After speaking with the deputy, Naomi Jessop agreed to talk with Cooke.

Cooke explained how the UEP had given him the home.

"I heard Naomi say, 'We don't have any place to go,'" Pipkin recalled.

Cooke said he told Naomi Jessop he was willing to give her more time to stay, but Cooke wanted to know who her caretaker was. FLDS women and children separated from they wives or parents are typically assigned a male figure to watch over them. Knowing who the caretaker was would give Cooke a clue about just who in the FLDS he was dealing with.

Naomi Jessop looked down at the floor.

"She said, 'You know I can't tell you that,'" Cooke said.

Cooke thought about not going through with the eviction. Pipkin encouraged him to continue.

"I just told Russy we're being played," Pipkin said Wednesday.
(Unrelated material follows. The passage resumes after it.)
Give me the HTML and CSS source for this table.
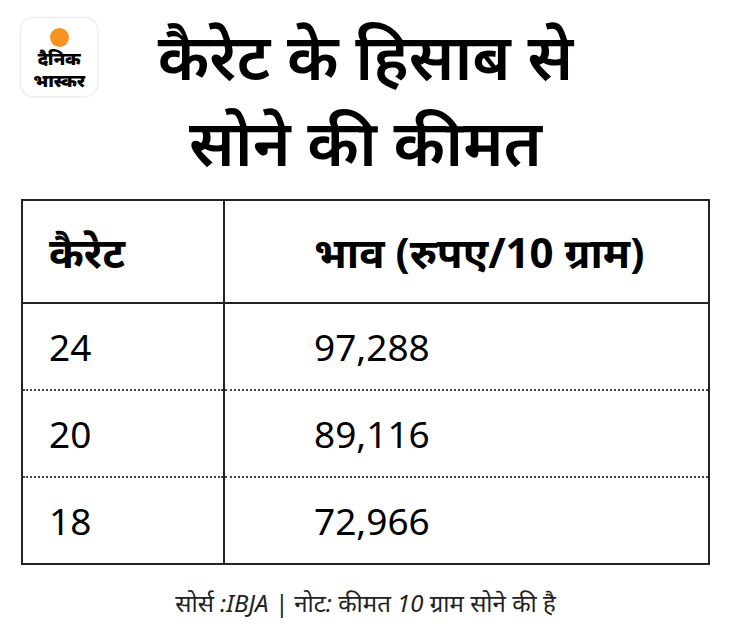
FILE: index.html
```html
<!DOCTYPE html>
<html lang="hi">
<head>
<meta charset="utf-8">
<link rel="stylesheet" href="styles.css">
</head>
<body>
<div class="page">
  <header class="top">
    <div class="logo">
      <span class="sun"></span>
      <span class="brand">दैनिक</span>
      <span class="brand">भास्कर</span>
    </div>
    <h1 class="title">कैरेट के हिसाब से<br>सोने की कीमत</h1>
    <div class="spacer"></div>
  </header>
  <table class="rates">
    <thead>
      <tr><th class="c1">कैरेट</th><th class="c2">भाव (रुपए/10 ग्राम)</th></tr>
    </thead>
    <tbody>
      <tr><td class="c1">24</td><td class="c2">97,288</td></tr>
      <tr><td class="c1">20</td><td class="c2">89,116</td></tr>
      <tr><td class="c1">18</td><td class="c2">72,966</td></tr>
    </tbody>
  </table>
  <p class="note">सोर्स :IBJA | नोट: कीमत 10 ग्राम सोने की है</p>
</div>
</body>
</html>
```
FILE: styles.css
```css
html, body {
  margin: 0;
  padding: 0;
  background: #fff;
}
body {
  font-family: "Noto Sans", "Noto Sans Devanagari", "Lohit Devanagari", sans-serif;
  color: #000;
}
.page {
  width: 730px;
  height: 638px;
  padding: 18px 20px 0 21px;
  box-sizing: border-box;
}
.top {
  display: grid;
  grid-template-columns: 1fr auto 1fr;
  align-items: start;
  height: 181px;
}
.logo {
  width: 76px;
  height: 78px;
  border-radius: 12px;
  box-shadow: 0 0 3px rgba(0,0,0,0.2);
  background: #fff;
  display: flex;
  flex-direction: column;
  align-items: center;
  box-sizing: border-box;
  padding-top: 10px;
}
.sun {
  width: 19px;
  height: 19px;
  border-radius: 50%;
  background: #f7931e;
  margin-bottom: 0;
}
.brand {
  font-weight: 900;
  font-size: 18px;
  line-height: 22px;
  letter-spacing: -0.3px;
}
.title {
  margin: 0;
  font-size: 64px;
  line-height: 86px;
  font-weight: 600;
  text-align: center;
  margin-top: -5px;
  white-space: nowrap;
}
.rates {
  width: 689px;
  border-collapse: collapse;
  border: 2px solid #222;
}
.rates th, .rates td {
  text-align: left;
  padding: 0;
}
.rates th {
  height: 101px;
  font-size: 42px;
  font-weight: 700;
  border-bottom: 2px solid #222;
}
.rates td {
  height: 85px;
  font-size: 37px;
  font-weight: 400;
}
.rates tbody tr + tr td {
  border-top: 2px dotted #444;
}
.c1 {
  width: 174px;
  padding-left: 26px !important;
  border-right: 2px solid #222;
}
.c2 {
  padding-left: 89px !important;
}
.note {
  margin: 21px 0 0;
  text-align: center;
  font-style: italic;
  font-size: 24px;
  color: #222;
}
```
The women were told to leave. They and the children began packing.

As Cooke and the deputies were walking through the backyard, seeing what was there, Joseph Jessop's brother Ernie Jessop arrived. Cooke said he has known the Jessop boys since they were all kids.

Ernie explained that the women were his brother's wives.

That's when, Cooke said, it hit him who he was evicting: His own extended family and the family of people he grew up with.

New homes

Lorin Holm, a Colorado City resident who left the FLDS years ago, said Thursday that in the weeks before the flood he saw Josephine and Naomi living next to him in another UEP house. Again, the sisters hadn't told any UEP employees they were there.

Cooke spoke to The Tribune about the eviction because he doesn't want the UEP or the states of Utah or Arizona to be blamed for forcing the Jessop wives and children to move. He appreciates all the government agencies that have helped after the flood.

Despite the efforts to cooperate with the Jessop wives, Cooke says he feels awkward about the house he went to court to get. He and his family have been living elsewhere while they remodel the home. They have spent $50,000 on the remodel so far.

Cooke says he considers the Johnson, Jessop and Black men to be his brothers.

"I just feel really sorry for the families," Cooke said.